> Supplied material
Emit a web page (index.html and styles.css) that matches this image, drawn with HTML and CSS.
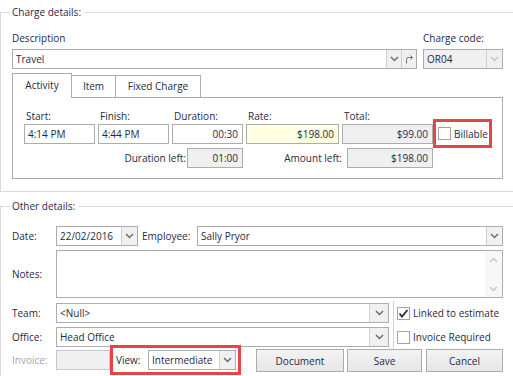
FILE: index.html
```html
<!DOCTYPE html>
<html>
<head>
    <title>Charge details</title>
    <link rel="stylesheet" href="styles.css">
</head>
<body>
    <!-- Charge details -->
    <div class="group charge-group">
        <div class="group-title">Charge details:</div>

        <div class="desc-grid">
            <label class="top-label">Description</label>
            <label class="top-label">Charge code:</label>
            <div class="combo">
                <span class="combo-text">Travel</span>
                <span class="combo-btn"><svg width="9" height="6" viewBox="0 0 9 6"><polyline points="1,1 4.5,4.5 8,1" fill="none" stroke="#6d6d6d" stroke-width="1.5"/></svg></span>
                <span class="combo-btn"><svg width="10" height="10" viewBox="0 0 10 10"><path d="M2.5 9.5 V5.5 Q2.5 3.5 4.5 3.5 H8.5" fill="none" stroke="#6d6d6d" stroke-width="1"/><polyline points="6.5,1.5 8.5,3.5 6.5,5.5" fill="none" stroke="#6d6d6d" stroke-width="1"/></svg></span>
            </div>
            <div class="combo combo-disabled">
                <span class="combo-text">OR04</span>
                <span class="combo-btn btn-wide"><svg width="9" height="6" viewBox="0 0 9 6"><polyline points="1,1 4.5,4.5 8,1" fill="none" stroke="#c6c6c6" stroke-width="1.5"/></svg></span>
            </div>
        </div>

        <div class="tabs">
            <div class="tab tab-activity active">Activity</div>
            <div class="tab tab-item">Item</div>
            <div class="tab tab-fixed">Fixed Charge</div>
        </div>
        <div class="tab-panel">
            <div class="field-row">
                <div class="field f-time">
                    <label>Start:</label>
                    <div class="edit">4:14 PM</div>
                </div>
                <div class="field f-time">
                    <label>Finish:</label>
                    <div class="edit">4:44 PM</div>
                </div>
                <div class="field f-time">
                    <label>Duration:</label>
                    <div class="edit num">00:30</div>
                </div>
                <div class="field f-rate">
                    <label>Rate:</label>
                    <div class="edit num rate">$198.00</div>
                </div>
                <div class="field f-total">
                    <label>Total:</label>
                    <div class="edit num readonly">$99.00</div>
                </div>
                <div class="highlight billable">
                    <span class="check"></span>
                    <span>Billable</span>
                </div>
            </div>
            <div class="left-row">
                <label class="dur-label">Duration left:</label>
                <div class="edit num readonly dur-left">01:00</div>
                <label class="amt-label">Amount left:</label>
                <div class="edit num readonly amt-left">$198.00</div>
            </div>
        </div>
    </div>

    <!-- Other details -->
    <div class="group other-group">
        <div class="group-title">Other details:</div>

        <div class="form-row date-row">
            <label class="row-label">Date:</label>
            <div class="combo date-combo">
                <span class="combo-text">22/02/2016</span>
                <span class="combo-btn btn-wide"><svg width="9" height="6" viewBox="0 0 9 6"><polyline points="1,1 4.5,4.5 8,1" fill="none" stroke="#6d6d6d" stroke-width="1.5"/></svg></span>
            </div>
            <label class="emp-label">Employee:</label>
            <div class="combo emp-combo">
                <span class="combo-text">Sally Pryor</span>
                <span class="combo-btn btn-wide"><svg width="9" height="6" viewBox="0 0 9 6"><polyline points="1,1 4.5,4.5 8,1" fill="none" stroke="#6d6d6d" stroke-width="1.5"/></svg></span>
            </div>
        </div>

        <div class="form-row notes-row">
            <label class="row-label">Notes:</label>
            <div class="memo">
                <div class="memo-text"></div>
                <div class="memo-scroll">
                    <svg width="9" height="6" viewBox="0 0 9 6"><polyline points="1,5 4.5,1.5 8,5" fill="none" stroke="#c6c6c6" stroke-width="1.5"/></svg>
                    <svg width="9" height="6" viewBox="0 0 9 6"><polyline points="1,1 4.5,4.5 8,1" fill="none" stroke="#c6c6c6" stroke-width="1.5"/></svg>
                </div>
            </div>
        </div>

        <div class="team-office">
            <div class="to-fields">
                <div class="form-row">
                    <label class="row-label">Team:</label>
                    <div class="combo to-combo">
                        <span class="combo-text">&lt;Null&gt;</span>
                        <span class="combo-btn btn-team"><svg width="9" height="6" viewBox="0 0 9 6"><polyline points="1,1 4.5,4.5 8,1" fill="none" stroke="#6d6d6d" stroke-width="1.5"/></svg></span>
                    </div>
                </div>
                <div class="form-row office-row">
                    <label class="row-label">Office:</label>
                    <div class="combo to-combo">
                        <span class="combo-text">Head Office</span>
                        <span class="combo-btn btn-team"><svg width="9" height="6" viewBox="0 0 9 6"><polyline points="1,1 4.5,4.5 8,1" fill="none" stroke="#6d6d6d" stroke-width="1.5"/></svg></span>
                    </div>
                </div>
            </div>
            <div class="to-checks">
                <div class="check-item">
                    <span class="check"><svg width="11" height="11" viewBox="0 0 11 11"><polyline points="1.5,5.5 4,8.5 9.5,2" fill="none" stroke="#2b2b2b" stroke-width="1.8"/></svg></span>
                    <span>Linked to estimate</span>
                </div>
                <div class="check-item">
                    <span class="check"></span>
                    <span>Invoice Required</span>
                </div>
            </div>
        </div>

        <div class="bottom-row">
            <label class="row-label disabled">Invoice:</label>
            <div class="invoice-edit"></div>
            <div class="highlight view-box">
                <label class="view-label">View:</label>
                <div class="combo view-combo">
                    <span class="combo-text">Intermediate</span>
                    <span class="combo-btn btn-wide"><svg width="9" height="6" viewBox="0 0 9 6"><polyline points="1,1 4.5,4.5 8,1" fill="none" stroke="#6d6d6d" stroke-width="1.5"/></svg></span>
                </div>
            </div>
            <div class="buttons">
                <button class="btn-document">Document</button>
                <button class="btn-save">Save</button>
                <button class="btn-cancel">Cancel</button>
            </div>
        </div>
    </div>
</body>
</html>
```

FILE: styles.css
```css
body {
    margin: 0;
    width: 513px;
    height: 376px;
    overflow: hidden;
    font-family: "Open Sans", sans-serif;
    font-size: 10px;
    color: #1f2a44;
    background-color: #fff;
}

label {
    display: block;
}

/* group boxes */
.group {
    border: 1px solid #dadada;
    border-right: none;
    padding: 0 10px 12px 11px;
}

.charge-group {
    margin-top: 12px;
}

.other-group {
    margin-top: 14px;
    border-bottom: none;
}

.group-title {
    width: max-content;
    margin: -8px 0 0 -2px;
    padding: 0 4px 0 2px;
    line-height: 15px;
    background-color: #fff;
}

/* combo boxes and edits */
.combo {
    display: flex;
    height: 20px;
    box-sizing: border-box;
    border: 1px solid #abadb3;
    background-color: #fff;
}

.combo-text {
    flex: 1;
    padding-left: 3px;
    line-height: 18px;
    white-space: nowrap;
    overflow: hidden;
}

.combo-btn {
    width: 15px;
    flex: none;
    box-sizing: border-box;
    border-left: 1px solid #cfcfcf;
    background-color: #f0f0f0;
    display: flex;
    align-items: center;
    justify-content: center;
}

.combo-btn.btn-wide {
    width: 16px;
}

.combo-btn.btn-team {
    width: 19px;
}

.combo-disabled {
    background-color: #f0f0f0;
}

.edit {
    height: 20px;
    box-sizing: border-box;
    border: 1px solid #abadb3;
    padding: 0 3px;
    line-height: 18px;
    white-space: nowrap;
    background-color: #fff;
}

.edit.num {
    text-align: right;
    padding-right: 4px;
}

.edit.readonly {
    background-color: #f0f0f0;
}

.edit.rate {
    background-color: #ffffe1;
}

.check {
    width: 13px;
    height: 13px;
    flex: none;
    box-sizing: border-box;
    border: 1px solid #a3a3a3;
    background-color: #fff;
    margin-right: 3px;
    display: flex;
    align-items: center;
    justify-content: center;
}

.highlight {
    border: 3px solid #e64545;
    box-sizing: border-box;
}

/* description row */
.desc-grid {
    display: grid;
    grid-template-columns: 1fr 80px;
    column-gap: 6px;
    row-gap: 4px;
    margin-top: 11px;
}

.top-label {
    line-height: 14px;
}

/* tabs */
.tabs {
    display: flex;
    align-items: flex-end;
    margin-top: 4px;
}

.tab {
    height: 22px;
    box-sizing: border-box;
    border: 1px solid #acacac;
    border-bottom: none;
    margin-left: -1px;
    line-height: 20px;
    text-align: center;
    background-color: #fff;
}

.tab.active {
    height: 25px;
    margin-left: 0;
    margin-bottom: -1px;
    line-height: 22px;
    position: relative;
    z-index: 1;
}

.tab-activity { width: 60px; }
.tab-item { width: 45px; }
.tab-fixed { width: 86px; }

.tab-panel {
    border: 1px solid #acacac;
    padding: 11px 10px 10px 11px;
}

.field-row {
    display: flex;
    align-items: flex-end;
}

.field {
    margin-right: 3px;
}

.field label {
    line-height: 15px;
    padding-left: 2px;
}

.f-time { width: 71px; }
.f-rate { width: 93px; }
.f-total { width: 91px; margin-right: 0; }

.billable {
    width: 59px;
    height: 29px;
    margin-bottom: -4px;
    padding-left: 2px;
    display: flex;
    align-items: center;
}

.left-row {
    display: flex;
    align-items: center;
    margin-top: 4px;
}

.dur-label {
    width: 162px;
    margin-right: 1px;
    text-align: right;
}

.dur-left { width: 56px; }

.amt-label {
    width: 99px;
    margin-right: 5px;
    text-align: right;
}

.amt-left { width: 86px; }

/* other details */
.form-row {
    display: flex;
    align-items: center;
}

.row-label {
    width: 44px;
    flex: none;
}

.row-label.disabled {
    color: #a3a3a3;
}

.date-row {
    margin-top: 12px;
}

.date-combo {
    width: 82px;
}

.emp-label {
    width: 55px;
    margin-left: 4px;
}

.emp-combo {
    flex: 1;
}

.notes-row {
    margin-top: 4px;
}

.memo {
    flex: 1;
    height: 48px;
    box-sizing: border-box;
    border: 1px solid #abadb3;
    display: flex;
}

.memo-text {
    flex: 1;
}

.memo-scroll {
    width: 17px;
    background-color: #f7f7f7;
    display: flex;
    flex-direction: column;
    align-items: center;
    justify-content: space-between;
    padding: 6px 0 5px;
}

.team-office {
    display: flex;
    margin-top: 5px;
}

.to-fields {
    width: 377px;
}

.office-row {
    margin-top: 4px;
}

.to-combo {
    flex: 1;
}

.to-checks {
    margin: -2px 0 -2px 4px;
    padding: 2px 0 2px 3px;
    border-left: 1px solid #d4d4d4;
}

.check-item {
    display: flex;
    align-items: center;
    height: 20px;
}

.check-item + .check-item {
    margin-top: 4px;
}

.bottom-row {
    display: flex;
    align-items: center;
    margin-top: -2px;
}

.invoice-edit {
    width: 54px;
    height: 20px;
    box-sizing: border-box;
    border: 1px solid #c8c8c8;
    background-color: #f0f0f0;
}

.view-box {
    width: 131px;
    height: 30px;
    padding-left: 3px;
    display: flex;
    align-items: center;
}

.view-label {
    width: 32px;
}

.view-combo {
    width: 88px;
}

.buttons {
    display: flex;
    margin-left: auto;
    margin-top: 1px;
}

button {
    height: 23px;
    box-sizing: border-box;
    border: 1px solid #acacac;
    background: linear-gradient(#f3f3f3, #e6e6e6);
    font-family: "Open Sans", sans-serif;
    font-size: 10px;
    color: #1f2a44;
    padding: 0;
}

.btn-document { width: 88px; margin-right: 3px; }
.btn-save { width: 75px; margin-right: 4px; }
.btn-cancel { width: 77px; }
```
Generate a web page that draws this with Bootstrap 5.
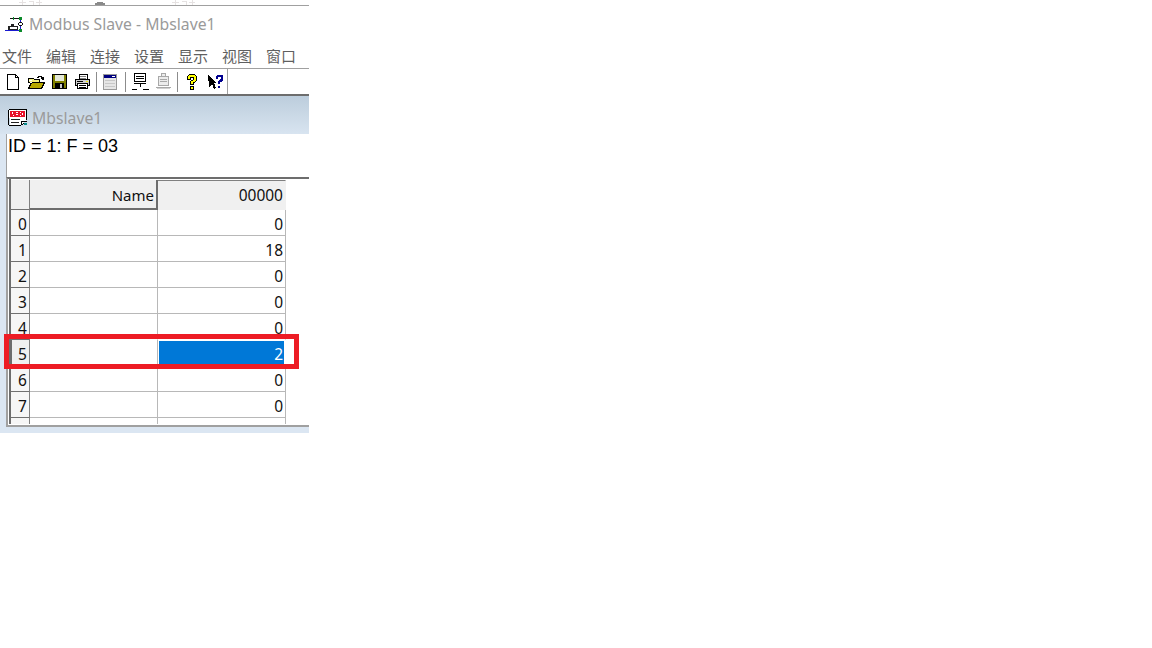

> Goal
Report each line in the data that holds the word "with".

> Task answer
Emit a web page (index.html and styles.css) that matches this image, drawn with HTML and CSS.
Generate a web page that draws this with Bootstrap 5.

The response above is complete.